Wollte demnächst mal für 3 Tage (nen langes Wochenende von Fr.-So.) mit 2 Kumpels zum Angeln nach Holland.
Ijssel oder Twente-Kanal soll es werden.

Da den beiden für diese mehr oder weniger einmalige Sache der normale VISPAS + Nachtangelkarte zu teuer ist (gehen sonst sehr sehr selten los!) ist die Frage, ob es auch die Möglichkeit gibt, für beide Gewässer oder auch nur eins von beiden, entsprechend Tageskarten etc. zu erwerben gibt?

Weitere Fragen wären dann:

Wie teuer ist ne Tages-/Wochen-/Monatskarte (was auch immer es gibt?)?
Wäre in diesen Karten die Nachtangelkarte enthalten oder bräuchte man diese zusätzlich (wie beim normalen VISPAS) bzw. gibt es dort Ermäßigungen, da sie ja dann z. B. nur für eine Woche zählt?
Wo bekomme ich diese Scheine her?

Bei meinem Angelhändler, wo ich meinen (Jahres-) Vispas und die Nachtangelkarte bekommen habe, jedenfalls nicht, der konnte mir auch nicht weiterhelfen, ob es diese Möglichkeit auch gibt.


Bitte keine Infos von anderen Gewässern (wo es wohl Wochenkarten gibt) bzw. Rayons - ist alles nett gemeint, aber wir wollen nur "bei uns" in der Ecke bleiben und nicht allzu weit fahren.

Kanaltageskarten etc. für NRW kommt nicht in Frage, da beide Kollegen KEINEN Angelschein haben und somit nicht in Deutschland angeln dürfen.
Auf Forellenpuff haben wir (auch wenns offiziell verboten ist) allerdings auch keine große Lust - da es nach mehr oder weniger langer Widersehenszeit eher nen ruhiges Wochenende werden soll - abseits vom ganzen Trubel am Forellenteich...

Also wer mir da helfen kann oder ein paar Tips hat, einfach alles hier reinhauen!
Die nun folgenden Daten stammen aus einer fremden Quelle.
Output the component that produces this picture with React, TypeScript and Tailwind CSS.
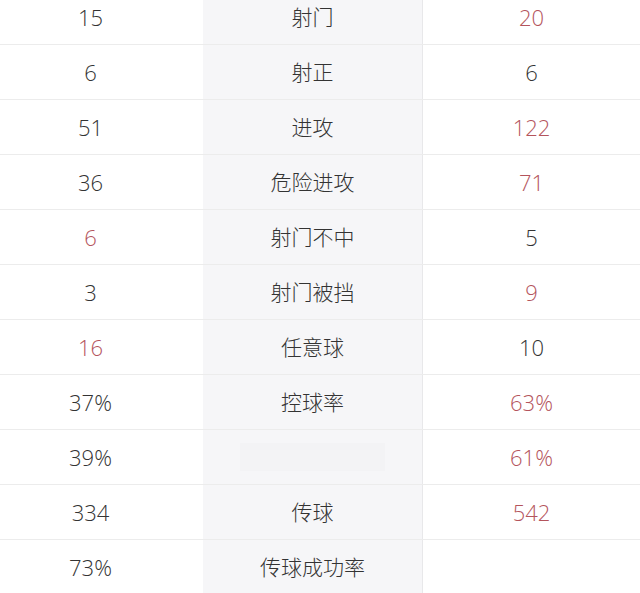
const rows: [string, string, string, 'l' | 'r' | ''][] = [
  ['15', '射门', '20', 'r'],
  ['6', '射正', '6', ''],
  ['51', '进攻', '122', 'r'],
  ['36', '危险进攻', '71', 'r'],
  ['6', '射门不中', '5', 'l'],
  ['3', '射门被挡', '9', 'r'],
  ['16', '任意球', '10', 'l'],
  ['37%', '控球率', '63%', 'r'],
  ['39%', '', '61%', 'r'],
  ['334', '传球', '542', 'r'],
  ['73%', '传球成功率', '', ''],
]

export default function App() {
  return (
    <div
      className="h-[593px] w-[640px] overflow-hidden bg-white text-[#333] text-[22px]"
      style={{ fontFamily: '"Open Sans", "Noto Sans CJK SC", sans-serif' }}
    >
      <div className="-mt-[10px]">
        {rows.map(([left, label, right, hi], i) => (
          <div key={i} className="grid h-[55px] grid-cols-[203px_219px_1px_217px] border-b border-[#ececec]">
            <div className={`flex items-center justify-center pr-[22px] font-light ${hi === 'l' ? 'text-[#b4545c]' : ''}`}>
              {left}
            </div>
            <div
              className="flex items-center justify-center bg-[#f6f6f8] text-[21px]"
              style={{ fontFamily: '"Noto Sans CJK SC", sans-serif' }}
            >
              {label === '' && i === 8 ? (
                <div className="h-[28px] w-[145px] bg-[#f3f3f5]" />
              ) : (
                <span className="font-light">{label}</span>
              )}
            </div>
            <div className="bg-[#e8e8ea]" />
            <div className={`flex items-center justify-center font-light ${hi === 'r' ? 'text-[#b4545c]' : ''}`}>
              {right}
            </div>
          </div>
        ))}
      </div>
    </div>
  )
}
Besten Dank schonmal im vorraus!!!

SGG
HAPE


----------



## kspr (28. Juni 2011)

*AW: Tages-/Wochen-/Monatskarten für NL?*

ich meine eine wochenkarte kostet 10€, wie es mit dem Nachangeln in der Region aussieht kannst du auf http://www.angeln-in-den-niederlanden.de/ rausfinden.


----------



## HAPE-1909 (28. Juni 2011)

*AW: Tages-/Wochen-/Monatskarten für NL?*

Mit den Regelungen kenne ich mich aus, danke!
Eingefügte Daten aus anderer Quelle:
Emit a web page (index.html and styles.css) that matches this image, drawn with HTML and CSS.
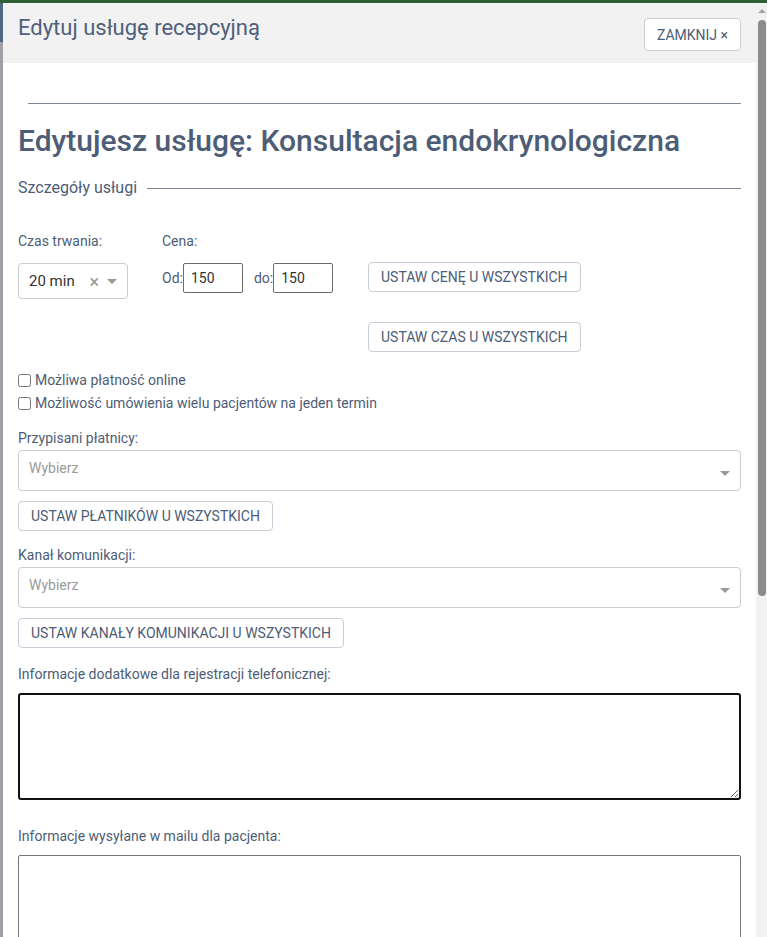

Die Frage ist halt nur, wo ich die Scheine herbekomme und was die Nachtangelkarte zum Beispiel kostet, wenn sie nur für ne Woche gültig ist?


----------



## Dunraven (29. Juni 2011)

*AW: Tages-/Wochen-/Monatskarten für NL?*



HAPE-Coesfeld schrieb:


> Auf Forellenpuff haben wir (auch wenns offiziell verboten ist) allerdings auch keine große Lust - da es nach mehr oder weniger langer Widersehenszeit eher nen ruhiges Wochenende werden soll - abseits vom ganzen Trubel am Forellenteich...



Soviel ich weiß gibt es doch keine Tageskarten für Holland. Aber die 25 Euro für den Vispass sind ja auch nicht so teuer.
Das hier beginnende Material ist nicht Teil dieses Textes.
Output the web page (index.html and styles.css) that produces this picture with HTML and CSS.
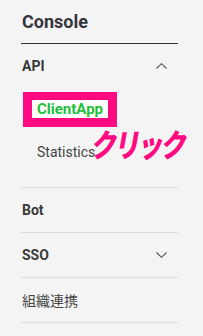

Aber mal eine Frage, was meinst Du mit offiziell verboten? #c


----------



## HAPE-1909 (29. Juni 2011)

*AW: Tages-/Wochen-/Monatskarten für NL?*

du darfst in D nicht ohne Angelschein am Forellenpuff angeln - offiziell.
Inoffiziell kümmert sich fast kein Betreiber darum...


----------